According to state law, anyone who can legally possess a firearm also can apply for a concealed-weapons license. The law, however, typically restricts citizens from carrying guns onto school property and into jails and courthouses, bars or other places where alcohol is served, restricted areas in airports, and mental-health facilities.

State law not only allows people to defend themselves and their property from intruders in their homes but also from anyone who poses a threat of imminent bodily harm to themselves or others in any place they're legally allowed to be — whether it is a shopping mall, a grocery store or a city street.

Workman said that in determining whether a case fits the legal definition of self-defense, one must consider "the reasonable man doctrine" — that is, what any reasonable person would do under similar circumstances with the same amount of information.

In the past year or so, King County prosecutors have declined to file homicide charges in three cases in which self-defense was claimed, spokesman Dan Donohoe said.

He explained that from a legal standpoint, prosecutors must disprove a claim of self-defense beyond a reasonable doubt for a jury to convict someone in such a case.

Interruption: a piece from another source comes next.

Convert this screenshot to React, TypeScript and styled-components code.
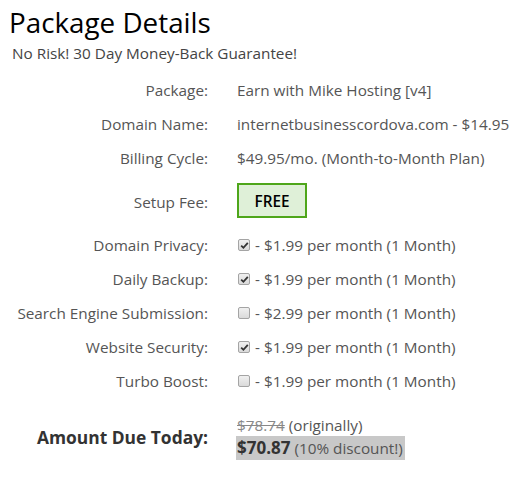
import React from "react";
import styled, { createGlobalStyle } from "styled-components";

const Global = createGlobalStyle`
  html, body { margin: 0; padding: 0; background: #fff; }
  body { font-family: "Open Sans", "Noto Sans", sans-serif; color: #555; }
`;

const Page = styled.div`
  padding: 0 10px 0 9px;
`;

const Title = styled.h1`
  margin: 0;
  padding-top: 4px;
  font-size: 27.8px;
  font-weight: 400;
  color: #000;
  line-height: 36px;
`;

const Subtitle = styled.div`
  margin: 3px 0 0 3px;
  font-size: 15.3px;
  color: #444;
  line-height: 20px;
`;

const Grid = styled.div`
  display: grid;
  grid-template-columns: 199px auto;
  column-gap: 29px;
  margin-top: 10px;
  align-items: center;
`;

const Label = styled.div<{ $bold?: boolean }>`
  text-align: right;
  font-size: ${(p) => (p.$bold ? "17.4px" : "15.3px")};
  font-weight: ${(p) => (p.$bold ? 700 : 400)};
  color: ${(p) => (p.$bold ? "#333" : "#555")};
  line-height: 34px;
  white-space: nowrap;
`;

const Value = styled.div`
  font-size: 15.3px;
  color: #555;
  line-height: 34px;
  white-space: nowrap;
  display: flex;
  align-items: center;
`;

const FreeBox = styled.div`
  margin: 8px 0 10px;
  width: 70px;
  height: 35px;
  box-sizing: border-box;
  border: 2px solid #4ea61a;
  background: #dff0d8;
  color: #000;
  font-size: 15.3px;
  font-weight: 600;
  display: flex;
  align-items: center;
  justify-content: center;
`;

const Check = styled.span`
  width: 12px;
  height: 12px;
  box-sizing: border-box;
  border: 1px solid #a4a4a4;
  border-radius: 2px;
  background: linear-gradient(#f0f0f0, #dadada);
  display: inline-flex;
  align-items: center;
  justify-content: center;
  margin: 0 5px 0 1px;
`;

const Spacer = styled.div`
  height: 16px;
  grid-column: 1 / span 2;
`;

const Amount = styled.div`
  display: flex;
  flex-direction: column;
  align-items: flex-start;
  font-size: 15.3px;
  color: #555;
`;

const Original = styled.div`
  line-height: 22px;
  s { color: #888; }
`;

const Discount = styled.div`
  background: #c8c8c8;
  line-height: 23px;
  margin-left: -1px;
  padding: 0 2px 0 1px;
  b { color: #333; font-size: 17px; }
`;

const Tick = () => (
  <svg width="9" height="9" viewBox="0 0 9 9">
    <path d="M1.2 4.6 L3.4 6.8 L7.8 1.8" fill="none" stroke="#333" strokeWidth="1.8" />
  </svg>
);

const addons: [string, boolean, string][] = [
  ["Domain Privacy:", true, "$1.99"],
  ["Daily Backup:", true, "$1.99"],
  ["Search Engine Submission:", false, "$2.99"],
  ["Website Security:", true, "$1.99"],
  ["Turbo Boost:", false, "$1.99"],
];

export default function App() {
  return (
    <Page>
      <Global />
      <Title>Package Details</Title>
      <Subtitle>No Risk! 30 Day Money-Back Guarantee!</Subtitle>
      <Grid>
        <Label>Package:</Label>
        <Value>Earn with Mike Hosting [v4]</Value>
        <Label>Domain Name:</Label>
        <Value>internetbusinesscordova.com - $14.95</Value>
        <Label>Billing Cycle:</Label>
        <Value>$49.95/mo. (Month-to-Month Plan)</Value>
        <Label>Setup Fee:</Label>
        <Value>
          <FreeBox>FREE</FreeBox>
        </Value>
        {addons.map(([l, on, p]) => (
          <React.Fragment key={l}>
            <Label>{l}</Label>
            <Value>
              <Check>{on && <Tick />}</Check>- {p} per month (1 Month)
            </Value>
          </React.Fragment>
        ))}
        <Spacer />
        <Label $bold>Amount Due Today:</Label>
        <Amount>
          <Original>
            <s>$78.74</s> (originally)
          </Original>
          <Discount>
            <b>$70.87</b> (10% discount!)
          </Discount>
        </Amount>
      </Grid>
    </Page>
  );
}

http://seattletimes.nwsource.com/html/localnews/2003297197_shooting10m.html
 
Man this guy is screwed. Anywhere but Seattle. I can see some liberal DA needing an anti-gun case to make an example of and using this to show how Middle-Aged men are gunning down young people, with troubled childhoods for no good reason. They'll show how its a danger to the public for these loose cannons to be around and will sentence him to 30 years in prison.

:cuckoo:

IT actually sounds like he'll be fine, but Seattle man. Bad luck for this guy cause if it was Texas, he wouldnt have even had to give his gun to the cops. They'd have given him a pat on the back and he could have gone home.